One face of immigration in America is a family tree rooted in Asia

The young engineer arrived in America when he was 23 with a good education and little else. He landed a job at a nuclear test site, and built a home in Nevada. Between the 1970s and the mid-1980s, he brought his wife, mother, five sisters and a brother over from India, his native land.

>>Miriam Jordan and Sabrina TaverniseThe New York Times
Published : 17 Sept 2018, 03:41 AM
Updated : 17 Sept 2018, 03:41 AM

In later years, his siblings sponsored family members of their own, and their clan now stretches from Nevada to Florida, New Jersey to Texas — more than 90 Americans nurtured on the strength of one ambitious engineer, Jagdish Patel, 72.

In late June, four generations of Patels assembled for a reunion in Las Vegas, a gathering that included a venture capitalist, a network engineer, physicians, dentists and students.

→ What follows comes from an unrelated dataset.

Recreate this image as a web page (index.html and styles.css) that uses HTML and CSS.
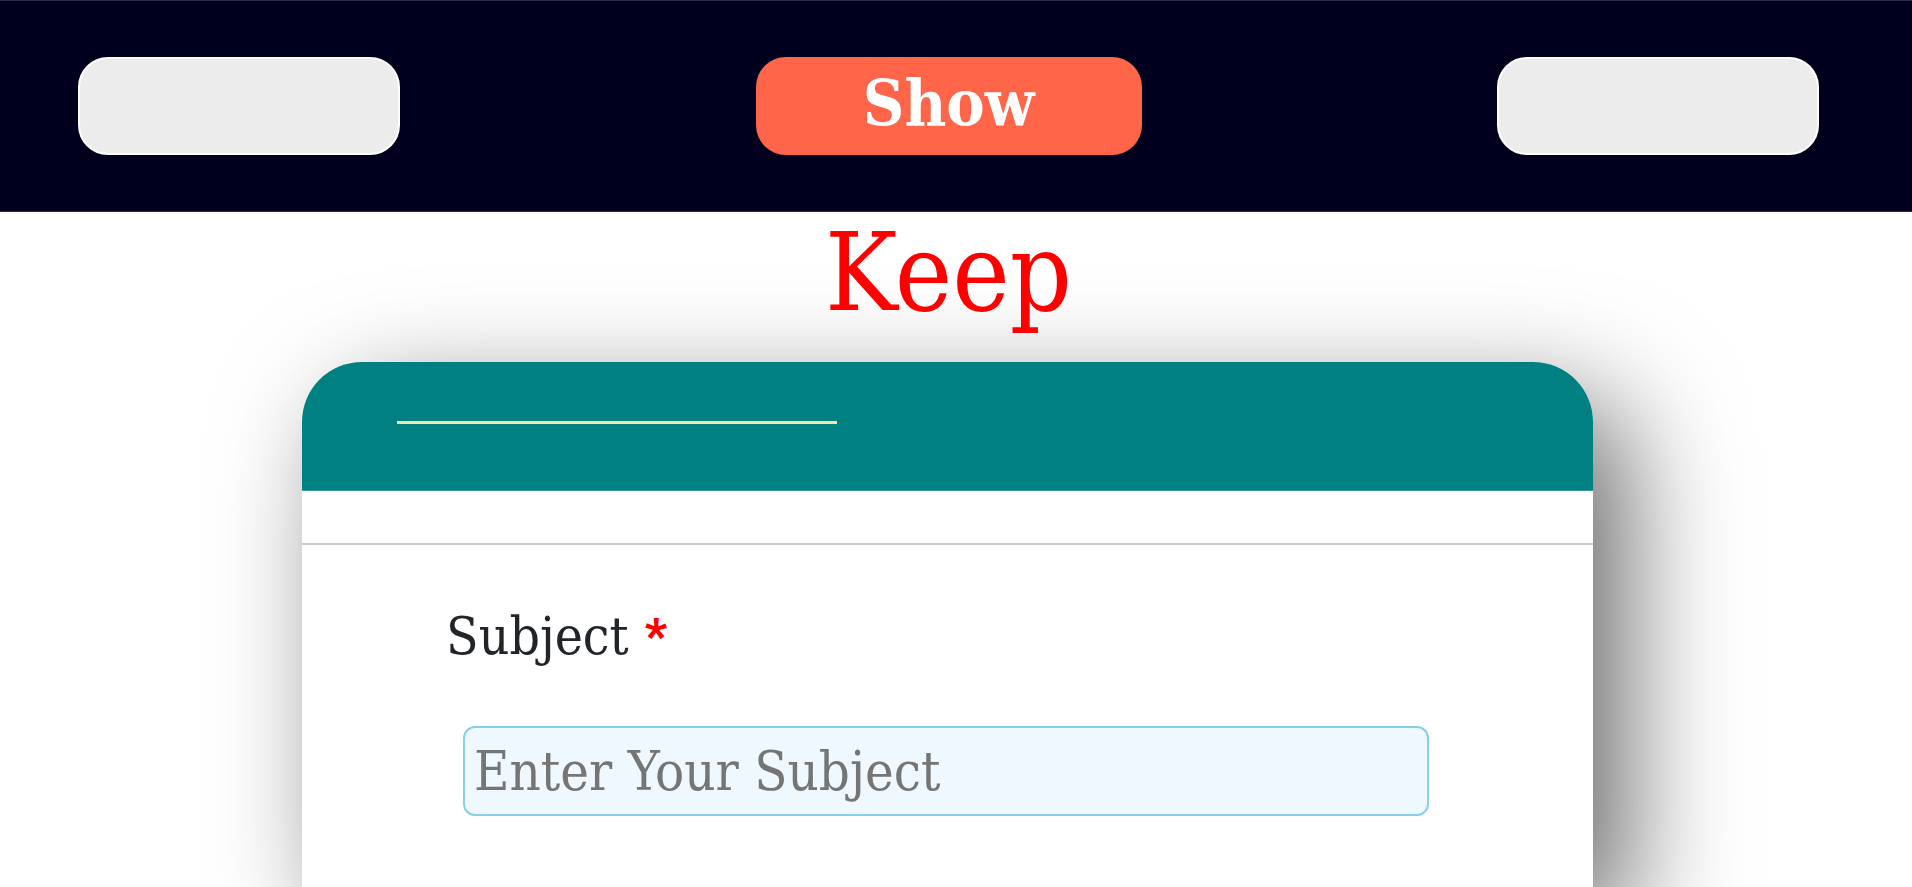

“I am so glad that I came to America,” Patel said recently, sitting in the luxurious custom-designed house he built in Las Vegas, complete with a home theater where he hosts Super Bowl parties and a marble-lined Hindu temple room. “I brought everyone here,” he said, “and we have provided valuable service to this country.”

The share of the US population that is foreign-born has reached its highest level since 1910, according to government data released last week. But in recent years, the numbers have been soaring not so much with Latin Americans sweeping across the border, but with educated people from Asia obtaining visas — families like the Patels, who have taken advantage of “family reunification” provisions that have been a cornerstone of federal immigration law for half a century.

Since the Patels began flocking to America in the 1970s, millions of other Indians have arrived to work as programmers and engineers in Silicon Valley, doctors in underserved rural areas and researchers at universities. Most were sponsored by relatives who came before them. Others arrived on work visas and were later sponsored for legal residency, or green cards, by their employers.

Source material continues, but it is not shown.